The second type of learning is personal, which can’t be easily measured.
- What is your worldview?
- What’s feedback to others have of you?
- When are you most compelling?
- What helps you be resilient and recover from setbacks?
- What is it you’re most after your life you want to achieve?
- What makes your soul sing with joy?
The tricky part of the second kind of learning is that there are no right answers. You have to do the work to find answers out for yourself. And that’s assuming that you’re even asking those kinds of questions in the first place.

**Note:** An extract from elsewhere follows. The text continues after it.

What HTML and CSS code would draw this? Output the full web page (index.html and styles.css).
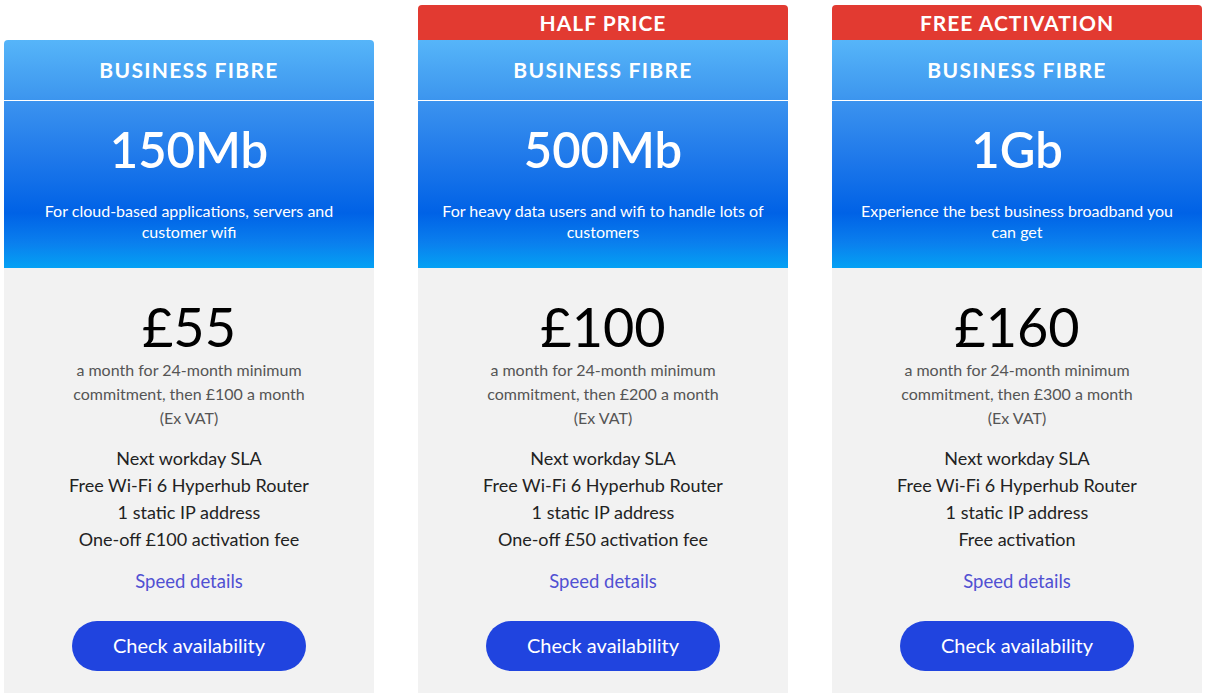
FILE: index.html
```html
<!DOCTYPE html>
<html lang="en">
<head>
<meta charset="utf-8">
<title>Business Fibre plans</title>
<link rel="stylesheet" href="styles.css">
</head>
<body>
<main class="plans">
  <section class="card card--plain">
    <div class="card-title">BUSINESS FIBRE</div>
    <div class="speed">
      <div class="speed-value">150Mb</div>
      <p class="speed-desc">For cloud-based applications, servers and customer wifi</p>
    </div>
    <div class="card-body">
      <div class="price">£55</div>
      <p class="price-note">a month for 24-month minimum<br>commitment, then £100 a month<br>(Ex VAT)</p>
      <ul class="features">
        <li>Next workday SLA</li>
        <li>Free Wi-Fi 6 Hyperhub Router</li>
        <li>1 static IP address</li>
        <li>One-off £100 activation fee</li>
      </ul>
      <a class="details" href="#">Speed details</a>
      <button class="cta" type="button">Check availability</button>
    </div>
  </section>
  <section class="card">
    <div class="badge">HALF PRICE</div>
    <div class="card-title">BUSINESS FIBRE</div>
    <div class="speed">
      <div class="speed-value">500Mb</div>
      <p class="speed-desc">For heavy data users and wifi to handle lots of customers</p>
    </div>
    <div class="card-body">
      <div class="price">£100</div>
      <p class="price-note">a month for 24-month minimum<br>commitment, then £200 a month<br>(Ex VAT)</p>
      <ul class="features">
        <li>Next workday SLA</li>
        <li>Free Wi-Fi 6 Hyperhub Router</li>
        <li>1 static IP address</li>
        <li>One-off £50 activation fee</li>
      </ul>
      <a class="details" href="#">Speed details</a>
      <button class="cta" type="button">Check availability</button>
    </div>
  </section>
  <section class="card">
    <div class="badge">FREE ACTIVATION</div>
    <div class="card-title">BUSINESS FIBRE</div>
    <div class="speed">
      <div class="speed-value">1Gb</div>
      <p class="speed-desc">Experience the best business broadband you can get</p>
    </div>
    <div class="card-body">
      <div class="price">£160</div>
      <p class="price-note">a month for 24-month minimum<br>commitment, then £300 a month<br>(Ex VAT)</p>
      <ul class="features">
        <li>Next workday SLA</li>
        <li>Free Wi-Fi 6 Hyperhub Router</li>
        <li>1 static IP address</li>
        <li>Free activation</li>
      </ul>
      <a class="details" href="#">Speed details</a>
      <button class="cta" type="button">Check availability</button>
    </div>
  </section>
</main>
</body>
</html>
```
FILE: styles.css
```css
* { box-sizing: border-box; }
html, body { margin: 0; padding: 0; background: #fff; }
body {
  font-family: "Lato", "Liberation Sans", sans-serif;
  height: 693px;
  overflow: hidden;
}
.plans {
  display: flex;
  gap: 44px;
  padding: 5px 3px 0 4px;
  height: 100%;
}
.card {
  width: 370px;
  display: flex;
  flex-direction: column;
  text-align: center;
}
.card--plain { padding-top: 35px; }
.card--plain .card-title { border-radius: 4px 4px 0 0; }
.badge {
  height: 35px;
  background: #e23a31;
  color: #fff;
  font-weight: 700;
  font-size: 21px;
  letter-spacing: 1px;
  line-height: 36px;
  border-radius: 4px 4px 0 0;
}
.card-title {
  height: 61px;
  border-bottom: 1px solid #fff;
  background: linear-gradient(#56b5f9, #3c95ee);
  color: #fff;
  font-weight: 700;
  font-size: 21px;
  letter-spacing: 1.3px;
  line-height: 60px;
}
.speed {
  height: 167px;
  padding-top: 15px;
  color: #fff;
  background: linear-gradient(#3b93ef 0%, #1e78ea 35%, #0062e6 67%, #0a7fee 85%, #04a1f4 100%);
}
.speed-value {
  font-size: 49px;
  font-weight: 600;
  line-height: 66px;
}
.speed-desc {
  margin: 18px auto 0;
  width: 330px;
  font-size: 16px;
  line-height: 21px;
}
.card-body {
  flex: 1;
  background: #f2f2f2;
  padding-top: 28px;
  display: flex;
  flex-direction: column;
  align-items: center;
}
.price {
  font-size: 54px;
  line-height: 62px;
  color: #000;
}
.price-note {
  margin: 0;
  font-size: 16px;
  line-height: 24px;
  color: #555;
}
.features {
  list-style: none;
  margin: 15px 0 0;
  padding: 0;
  font-size: 18px;
  line-height: 27px;
  color: #222;
}
.details {
  margin-top: 15px;
  font-size: 18.5px;
  line-height: 27px;
  color: #5050d2;
  text-decoration: none;
}
.cta {
  margin-top: 26px;
  width: 234px;
  height: 50px;
  padding: 0 0 3px;
  border: 0;
  border-radius: 25px;
  background: #2044df;
  color: #fff;
  font-family: inherit;
  font-size: 20px;
  cursor: pointer;
}
```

The Current Challenge (and Solution)
The challenge with traditional school and academia is the working assumption that the first set of questions are more important. If you asked educators, I’m sure every educator would point to the second set of questions as more important. However, the system and the structure of the system – ie. giving grades on how well a student masters an equation rather than on how well a student digs deep into personal development – pushes students to focus on the first set of questions at the expense of happiness, fulfillment, and creativity.
The beautiful thing that I have seen as an academic life coach is that when you focus on sorting the second set of questions, sorting the work needed to be successful academically falls right into place.